Permutation Theory

How It Works in Debate

In competitive debate, particularly in policy and parliamentary formats, debaters often propose alternative plans or strategies to achieve a resolution’s goals. The permutation theory is a tool used by the affirmative team to test if their plan and the negative team’s counterplan can be combined without contradiction. Instead of outright rejecting the counterplan, the affirmative suggests a "permutation"—a combination of the plan and counterplan—to see if both can coexist and potentially yield better outcomes.

This theory argument requires careful logical analysis to determine compatibility.

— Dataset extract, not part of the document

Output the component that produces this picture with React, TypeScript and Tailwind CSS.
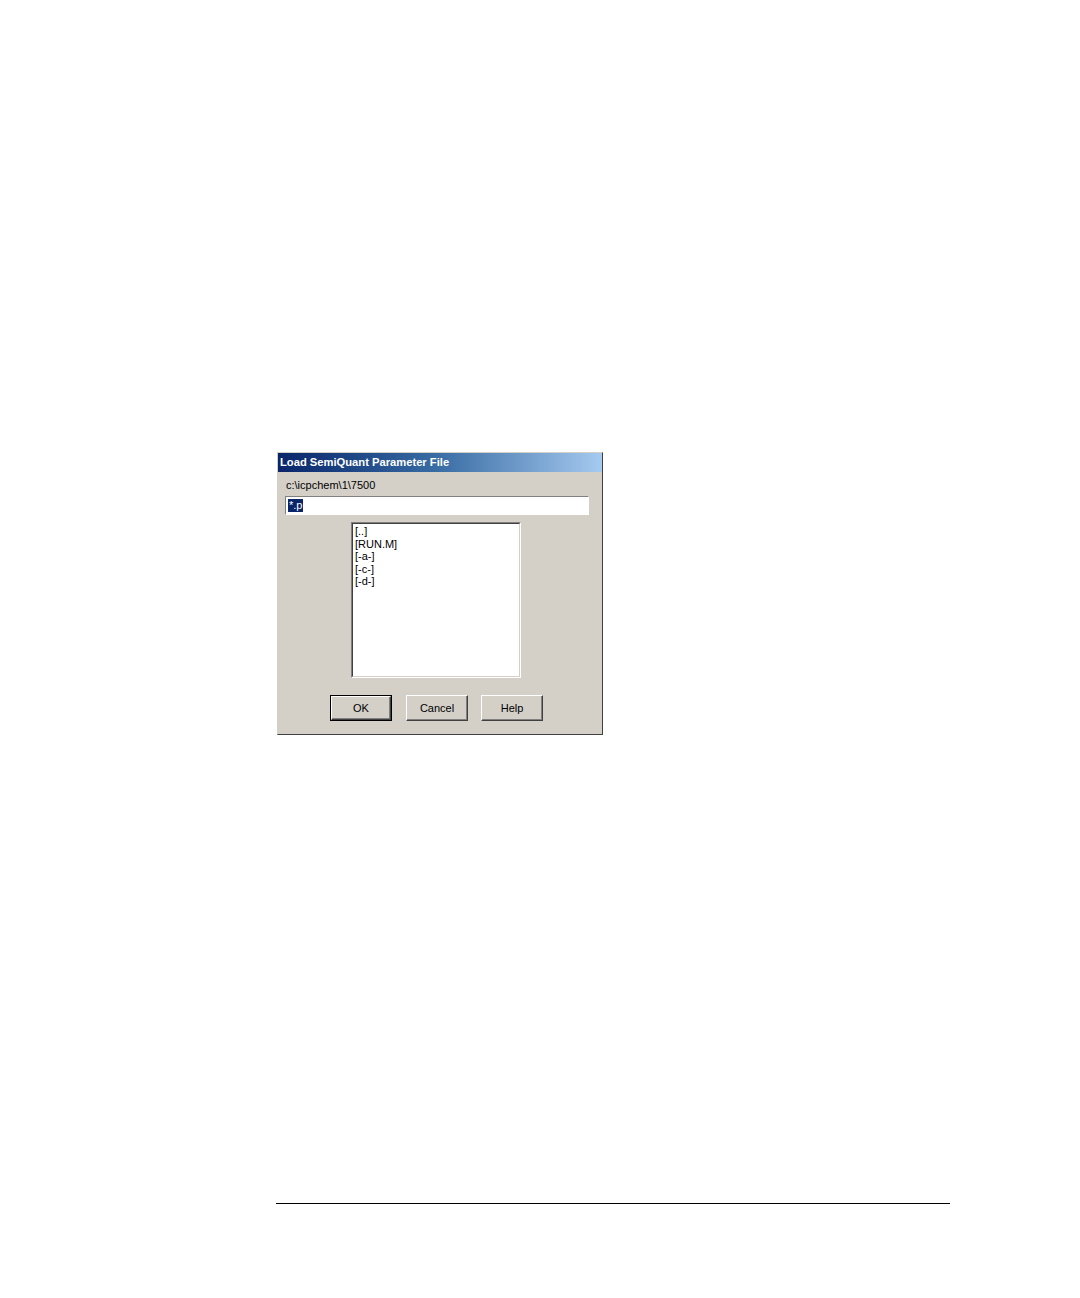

If the permutation is possible, it challenges the negative team’s claim that their counterplan is mutually exclusive and superior to the affirmative’s plan. Permutation theory thus serves as a strategic means to defend the affirmative position by showing that the counterplan is not a distinct alternative but can be integrated.

Why It Matters

The permutation theory is critical because it affects how judges evaluate the clash between affirmative and negative strategies. If the affirmative successfully demonstrates a viable permutation, the negative team loses the exclusive advantage of their counterplan. This can shift the debate dynamics, forcing the negative to defend the counterplan on other grounds or abandon it altogether.

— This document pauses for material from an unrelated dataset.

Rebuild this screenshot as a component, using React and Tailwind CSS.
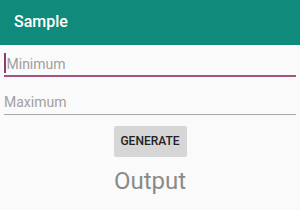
import React from "react";

export default function App() {
  return (
    <div className="w-[300px] h-[210px] bg-[#fafafa] overflow-hidden" style={{ fontFamily: "Roboto, sans-serif" }}>
      <div className="h-[45px] bg-[#0f8a7b] flex items-center pl-[14px]">
        <span className="text-white text-[16px] font-medium leading-none -mt-[1px]">Sample</span>
      </div>
      <div className="px-[4px]">
        <div className="relative h-[30px] flex items-end">
          <div className="absolute left-0 top-[8px] w-[2px] h-[20px] bg-[#8e3a6a]"></div>
          <span className="text-[14px] text-[#9e9e9e] leading-none pl-[2.5px] mb-[4px]">Minimum</span>
        </div>
        <div className="h-[2px] bg-[#a5527f]"></div>
        <div className="h-[36.5px] flex items-end">
          <span className="text-[14px] text-[#a0a0a0] leading-none mb-[5px]">Maximum</span>
        </div>
        <div className="h-[1.5px] bg-[#a8a8a8]"></div>
      </div>
      <div className="flex justify-center mt-[10.5px]">
        <div className="w-[73px] h-[31px] bg-[#d6d6d6] rounded-[2px] flex items-center justify-center text-[12px] font-medium text-[#222] leading-none">
          GENERATE
        </div>
      </div>
      <div className="flex justify-center mt-[12px]">
        <span className="text-[24px] text-[#8a8a8a] leading-none">Output</span>
      </div>
    </div>
  );
}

Moreover, permutation theory promotes deeper analytical thinking in debates. Debaters must not only argue for their own plan but also engage with the opposing strategies in a nuanced way. It encourages flexibility and creativity in argumentation, as teams explore combinations rather than strict oppositions.

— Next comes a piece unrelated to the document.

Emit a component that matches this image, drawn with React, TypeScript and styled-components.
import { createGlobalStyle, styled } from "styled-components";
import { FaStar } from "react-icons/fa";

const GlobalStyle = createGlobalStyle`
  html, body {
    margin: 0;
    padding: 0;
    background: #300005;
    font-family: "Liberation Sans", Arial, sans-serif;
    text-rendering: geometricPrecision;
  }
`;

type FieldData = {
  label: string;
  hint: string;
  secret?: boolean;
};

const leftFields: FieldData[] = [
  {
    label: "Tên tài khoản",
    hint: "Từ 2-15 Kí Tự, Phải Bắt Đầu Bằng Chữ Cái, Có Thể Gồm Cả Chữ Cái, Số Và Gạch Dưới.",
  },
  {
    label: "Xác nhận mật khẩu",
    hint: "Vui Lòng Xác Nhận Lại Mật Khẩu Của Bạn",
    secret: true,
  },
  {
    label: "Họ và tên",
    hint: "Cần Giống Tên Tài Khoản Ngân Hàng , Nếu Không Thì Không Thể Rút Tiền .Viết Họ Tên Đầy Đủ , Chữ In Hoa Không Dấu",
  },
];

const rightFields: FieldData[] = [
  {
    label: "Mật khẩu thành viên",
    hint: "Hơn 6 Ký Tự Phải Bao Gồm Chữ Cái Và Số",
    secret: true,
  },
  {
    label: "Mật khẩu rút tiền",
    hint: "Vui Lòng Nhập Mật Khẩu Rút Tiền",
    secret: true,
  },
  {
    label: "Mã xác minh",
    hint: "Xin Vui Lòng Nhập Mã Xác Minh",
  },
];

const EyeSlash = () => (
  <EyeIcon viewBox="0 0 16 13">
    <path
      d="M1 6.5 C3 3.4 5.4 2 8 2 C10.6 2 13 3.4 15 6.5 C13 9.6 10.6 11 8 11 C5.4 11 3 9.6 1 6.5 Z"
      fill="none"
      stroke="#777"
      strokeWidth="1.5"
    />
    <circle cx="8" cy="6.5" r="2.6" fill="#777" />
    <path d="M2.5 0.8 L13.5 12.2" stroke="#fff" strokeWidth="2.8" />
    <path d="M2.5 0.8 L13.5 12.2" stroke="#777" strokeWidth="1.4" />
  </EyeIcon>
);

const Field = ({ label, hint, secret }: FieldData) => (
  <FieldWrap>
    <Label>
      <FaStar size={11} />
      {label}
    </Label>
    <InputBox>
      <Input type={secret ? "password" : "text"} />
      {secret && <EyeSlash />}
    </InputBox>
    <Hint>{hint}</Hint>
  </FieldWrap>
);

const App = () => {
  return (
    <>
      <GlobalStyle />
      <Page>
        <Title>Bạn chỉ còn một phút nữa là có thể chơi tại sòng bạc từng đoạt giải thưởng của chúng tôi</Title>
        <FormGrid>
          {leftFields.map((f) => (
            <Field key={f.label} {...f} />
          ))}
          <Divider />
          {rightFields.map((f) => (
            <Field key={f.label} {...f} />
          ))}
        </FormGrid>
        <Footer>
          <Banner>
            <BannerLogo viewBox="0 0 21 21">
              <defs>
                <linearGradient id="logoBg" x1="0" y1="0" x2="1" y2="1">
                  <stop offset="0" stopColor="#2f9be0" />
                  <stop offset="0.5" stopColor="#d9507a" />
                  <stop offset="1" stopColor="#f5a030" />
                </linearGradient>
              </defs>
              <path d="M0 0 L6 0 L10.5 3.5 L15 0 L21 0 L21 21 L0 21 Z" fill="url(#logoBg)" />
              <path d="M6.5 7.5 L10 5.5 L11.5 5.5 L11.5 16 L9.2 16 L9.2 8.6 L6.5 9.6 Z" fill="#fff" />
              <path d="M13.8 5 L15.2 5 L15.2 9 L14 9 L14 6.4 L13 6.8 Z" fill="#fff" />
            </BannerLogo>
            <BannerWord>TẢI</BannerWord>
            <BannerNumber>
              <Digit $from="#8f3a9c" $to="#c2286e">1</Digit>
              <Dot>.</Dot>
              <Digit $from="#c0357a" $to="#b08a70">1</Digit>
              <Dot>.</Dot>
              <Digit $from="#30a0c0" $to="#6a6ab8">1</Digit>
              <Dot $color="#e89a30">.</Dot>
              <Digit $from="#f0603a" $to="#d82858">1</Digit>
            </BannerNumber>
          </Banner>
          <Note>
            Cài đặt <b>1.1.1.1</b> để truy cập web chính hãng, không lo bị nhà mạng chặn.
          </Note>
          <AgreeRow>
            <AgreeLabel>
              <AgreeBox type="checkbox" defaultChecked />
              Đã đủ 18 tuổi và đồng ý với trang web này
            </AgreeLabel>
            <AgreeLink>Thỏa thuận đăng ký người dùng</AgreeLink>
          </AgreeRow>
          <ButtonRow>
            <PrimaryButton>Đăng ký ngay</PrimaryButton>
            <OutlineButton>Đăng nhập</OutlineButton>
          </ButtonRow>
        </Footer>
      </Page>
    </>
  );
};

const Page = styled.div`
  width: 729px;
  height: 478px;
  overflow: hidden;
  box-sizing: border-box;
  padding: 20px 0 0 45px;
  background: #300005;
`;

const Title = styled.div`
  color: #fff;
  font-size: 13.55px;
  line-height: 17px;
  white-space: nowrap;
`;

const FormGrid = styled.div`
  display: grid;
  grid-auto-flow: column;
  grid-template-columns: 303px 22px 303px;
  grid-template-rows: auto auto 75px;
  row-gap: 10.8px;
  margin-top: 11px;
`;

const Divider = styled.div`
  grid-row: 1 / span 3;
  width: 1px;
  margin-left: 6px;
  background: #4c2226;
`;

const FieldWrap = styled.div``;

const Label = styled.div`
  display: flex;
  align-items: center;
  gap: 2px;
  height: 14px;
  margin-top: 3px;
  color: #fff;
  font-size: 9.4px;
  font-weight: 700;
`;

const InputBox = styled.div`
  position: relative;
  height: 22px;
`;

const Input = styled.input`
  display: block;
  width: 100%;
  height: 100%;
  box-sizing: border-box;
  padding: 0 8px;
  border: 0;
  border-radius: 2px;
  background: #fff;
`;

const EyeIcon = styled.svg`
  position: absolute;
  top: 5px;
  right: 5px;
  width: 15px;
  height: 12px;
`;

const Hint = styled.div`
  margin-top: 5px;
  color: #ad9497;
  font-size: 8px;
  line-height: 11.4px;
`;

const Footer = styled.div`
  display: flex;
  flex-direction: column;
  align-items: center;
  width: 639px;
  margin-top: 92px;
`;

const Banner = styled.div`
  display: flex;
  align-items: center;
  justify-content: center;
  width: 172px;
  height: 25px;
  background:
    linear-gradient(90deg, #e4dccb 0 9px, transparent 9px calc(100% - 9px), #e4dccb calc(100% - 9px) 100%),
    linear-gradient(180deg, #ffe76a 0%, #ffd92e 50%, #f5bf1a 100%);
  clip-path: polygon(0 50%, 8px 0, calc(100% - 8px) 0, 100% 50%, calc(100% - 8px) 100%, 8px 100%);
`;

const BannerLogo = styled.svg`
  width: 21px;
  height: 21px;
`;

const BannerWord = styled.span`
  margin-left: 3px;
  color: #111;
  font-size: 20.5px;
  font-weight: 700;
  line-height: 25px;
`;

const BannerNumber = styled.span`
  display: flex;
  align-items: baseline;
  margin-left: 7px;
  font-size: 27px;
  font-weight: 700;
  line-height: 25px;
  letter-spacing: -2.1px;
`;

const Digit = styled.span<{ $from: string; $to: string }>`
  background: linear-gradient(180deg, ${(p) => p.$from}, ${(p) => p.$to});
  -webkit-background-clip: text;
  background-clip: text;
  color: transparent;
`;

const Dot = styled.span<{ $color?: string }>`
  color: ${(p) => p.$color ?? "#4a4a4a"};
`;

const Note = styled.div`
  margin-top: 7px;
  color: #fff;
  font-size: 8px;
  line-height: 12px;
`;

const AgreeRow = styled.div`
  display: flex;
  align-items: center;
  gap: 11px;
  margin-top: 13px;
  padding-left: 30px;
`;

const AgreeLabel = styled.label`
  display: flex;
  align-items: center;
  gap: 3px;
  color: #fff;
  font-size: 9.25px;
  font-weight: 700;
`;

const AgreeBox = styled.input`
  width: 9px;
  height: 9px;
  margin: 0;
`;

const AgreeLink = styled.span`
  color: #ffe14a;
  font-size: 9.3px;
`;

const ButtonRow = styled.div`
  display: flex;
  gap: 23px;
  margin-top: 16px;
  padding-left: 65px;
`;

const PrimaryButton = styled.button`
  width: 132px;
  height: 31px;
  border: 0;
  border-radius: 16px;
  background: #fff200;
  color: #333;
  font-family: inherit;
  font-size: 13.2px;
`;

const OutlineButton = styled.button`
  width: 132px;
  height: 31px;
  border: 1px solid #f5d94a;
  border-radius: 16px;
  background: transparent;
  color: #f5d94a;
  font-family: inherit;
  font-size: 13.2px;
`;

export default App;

Permutation Theory vs Counterplan Permutation

While "permutation theory" refers broadly to the conceptual test of combining plans, the "counterplan permutation" is a specific application where the affirmative explicitly proposes a combination of their plan with the negative’s counterplan. In other words, the counterplan permutation is the affirmative’s practical move to implement the permutation theory in the round.

Some confusion arises because the terms are sometimes used interchangeably. However, the theory underpins the argument that such permutations are logically possible and strategically important.

Common Misconceptions

One common misconception is that permutation theory automatically invalidates all counterplans. This is not the case; permutations only show that some counterplans can coexist with the plan. If a permutation is logically impossible or strategically disadvantageous, the affirmative cannot use this theory effectively.

Another misunderstanding is that the presence of a permutation means the affirmative plan is superior. Instead, it simply challenges the negative’s claim of exclusivity. The judge still needs to weigh which option better meets the resolution’s goals.

Real-World Examples

Imagine a debate resolution advocating for increased renewable energy subsidies. The affirmative proposes a plan to increase solar power subsidies, while the negative offers a counterplan to increase wind power subsidies instead. Using permutation theory, the affirmative might argue that both solar and wind subsidies can be increased simultaneously—a permutation—undermining the negative’s claim that their counterplan is the only viable alternative.

This example illustrates how permutation theory tests the exclusivity of counterplans and encourages integrative solutions rather than binary oppositions.